The problem isn’t the faith itself. The faith of Jesus is one of healing and liberation, celebrating the created dignity of all humans and the infinite, redemptive beauty and possibilities in all people and all cultures. The problem is the culture of white supremacy that festers around many forms of white Christians culture, and the even greater prominence of apathy and disinterest among even more Christians and churches.
Given this context and history, it is the call of every white pastor and every white Christian in this country to specifically and clearly reject and denounce all forms of white supremacy. People of color manifest the image and glory of God every bit as much as those of us who are called white. Asian Americans, Black Americans, Latin Americans belong in this country and have a right to liberty and flourishing every bit as much as the descendants of Europeans. And let’s be frank: Native Americans’ claims to belonging and these rights are doubly, triply, infinitely stronger.
As Jesus began his ministry, John the Baptizer quoted the prophets to say he was preparing the way, that every valley be lifted up and every mountain be made low, that all flesh could see the glory of God together. None made lower, none seeking to be higher, all flesh together. This is the anti racist, beloved community call of every disciple of Jesus and every church that bears his name. It is to stop centering and preferring the history, the culture, the theology, and the privilege of those who for centuries, churches have lifted up too high. And it is to humbly learn from and celebrate and center and prize the history, the culture, the theology, and the beauty of those who for centuries, churches have sought to make or keep low.

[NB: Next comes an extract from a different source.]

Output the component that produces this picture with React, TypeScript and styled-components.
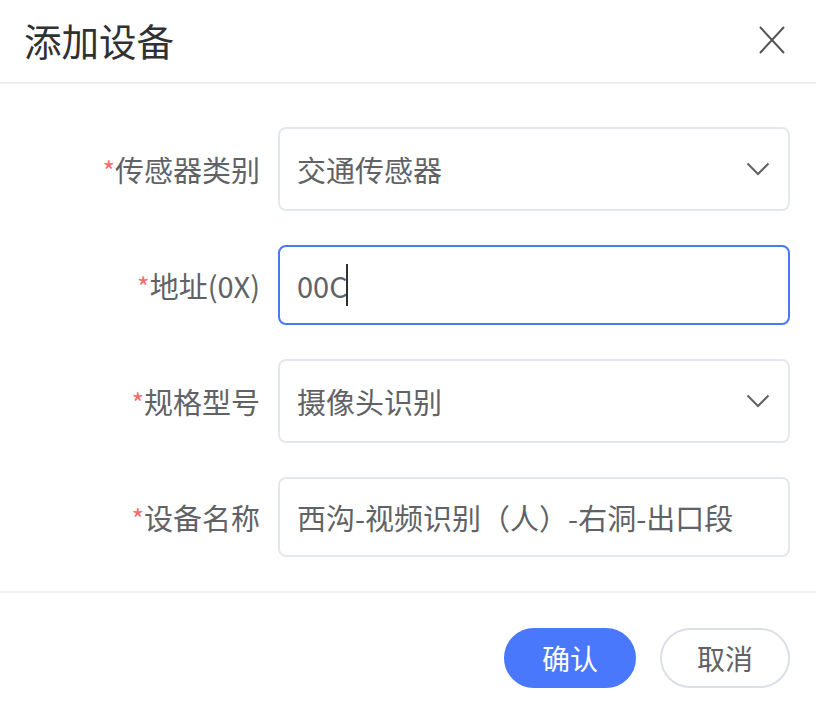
import styled, { createGlobalStyle } from "styled-components";

const GlobalStyle = createGlobalStyle`
  body {
    margin: 0;
    background: #ffffff;
    font-family: "Noto Sans CJK SC", "Noto Sans", sans-serif;
  }
`;

const Dialog = styled.div`
  width: 816px;
  height: 720px;
  background: #fff;
  display: flex;
  flex-direction: column;
`;

const Header = styled.div`
  height: 84px;
  display: flex;
  align-items: center;
  justify-content: space-between;
  padding: 0 30px 0 24px;
  border-bottom: 2px solid #f0f0f0;
  box-sizing: border-box;
`;

const Title = styled.div`
  font-size: 37.5px;
  color: #303133;
  line-height: 1;
  margin-top: -2px;
`;

const CloseBtn = styled.button`
  border: none;
  background: none;
  padding: 0;
  width: 28px;
  height: 28px;
  cursor: pointer;
  display: flex;
  margin-top: -2px;
`;

const Body = styled.div`
  padding: 43px 26px 34px 0;
  display: flex;
  flex-direction: column;
  gap: 34px;
  border-bottom: 2px solid #f0f0f0;
`;

const Row = styled.div`
  display: flex;
  align-items: center;
`;

const Label = styled.div`
  width: 260px;
  padding-right: 18px;
  text-align: right;
  font-size: 29px;
  color: #606266;
  flex-shrink: 0;
`;

const Star = styled.span`
  color: #f56c6c;
  font-size: 27px;
`;

const Field = styled.div<{ $h: number; $active?: boolean }>`
  flex: 1;
  height: ${(p) => p.$h}px;
  box-sizing: border-box;
  border: 2px solid ${(p) => (p.$active ? "#4a78fd" : "#e4e7ed")};
  border-radius: 8px;
  display: flex;
  align-items: center;
  justify-content: space-between;
  padding: 0 18px 0 17px;
  font-size: 29px;
  color: #606266;
  white-space: nowrap;
`;

const Value = styled.span`
  display: flex;
  align-items: center;
`;

const Caret = styled.span`
  display: inline-block;
  width: 2px;
  height: 42px;
  background: #303133;
  margin-left: -2px;
`;

const Footer = styled.div`
  display: flex;
  justify-content: flex-end;
  gap: 24px;
  padding: 35px 26px 0 0;
`;

const Button = styled.button<{ $primary?: boolean }>`
  height: 60px;
  width: ${(p) => (p.$primary ? 132 : 130)}px;
  padding: 0;
  border-radius: 30px;
  font-family: inherit;
  font-size: 28px;
  cursor: pointer;
  border: 2px solid ${(p) => (p.$primary ? "#4a78fd" : "#dcdfe6")};
  background: ${(p) => (p.$primary ? "#4a78fd" : "#fff")};
  color: ${(p) => (p.$primary ? "#fff" : "#606266")};
`;

const Chevron = () => (
  <svg width="24" height="14" viewBox="0 0 24 14" fill="none">
    <path d="M1.5 1.5 L12 12 L22.5 1.5" stroke="#606266" strokeWidth="2" />
  </svg>
);

const rows = [
  { label: "传感器类别", value: "交通传感器", select: true, h: 84 },
  { label: "地址(0X)", value: "00C", caret: true, h: 80 },
  { label: "规格型号", value: "摄像头识别", select: true, h: 84 },
  { label: "设备名称", value: "西沟-视频识别（人）-右洞-出口段", h: 80 },
];

export default function App() {
  return (
    <>
      <GlobalStyle />
      <Dialog>
        <Header>
          <Title>添加设备</Title>
          <CloseBtn>
            <svg width="28" height="28" viewBox="0 0 28 28">
              <path d="M2 1 L26 27 M26 1 L2 27" stroke="#555" strokeWidth="2" />
            </svg>
          </CloseBtn>
        </Header>
        <Body>
          {rows.map((r) => (
            <Row key={r.label}>
              <Label>
                <Star>*</Star>
                {r.label}
              </Label>
              <Field $h={r.h} $active={r.caret}>
                <Value>
                  {r.value}
                  {r.caret && <Caret />}
                </Value>
                {r.select && <Chevron />}
              </Field>
            </Row>
          ))}
        </Body>
        <Footer>
          <Button $primary>确认</Button>
          <Button>取消</Button>
        </Footer>
      </Dialog>
    </>
  );
}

All flesh – the Black flesh of grieving families in Buffalo, the Asian flesh of grandmothers terrified to walk alone in our cities, the queer flesh scorned and rejected by churches and families, even white flesh that was never meant to be elevated or centered – yearns to see the glory of God together. Those that bear the name of the risen Christ, keeper of the beautiful vision of beloved community for us all, dare hope and strive for nothing less.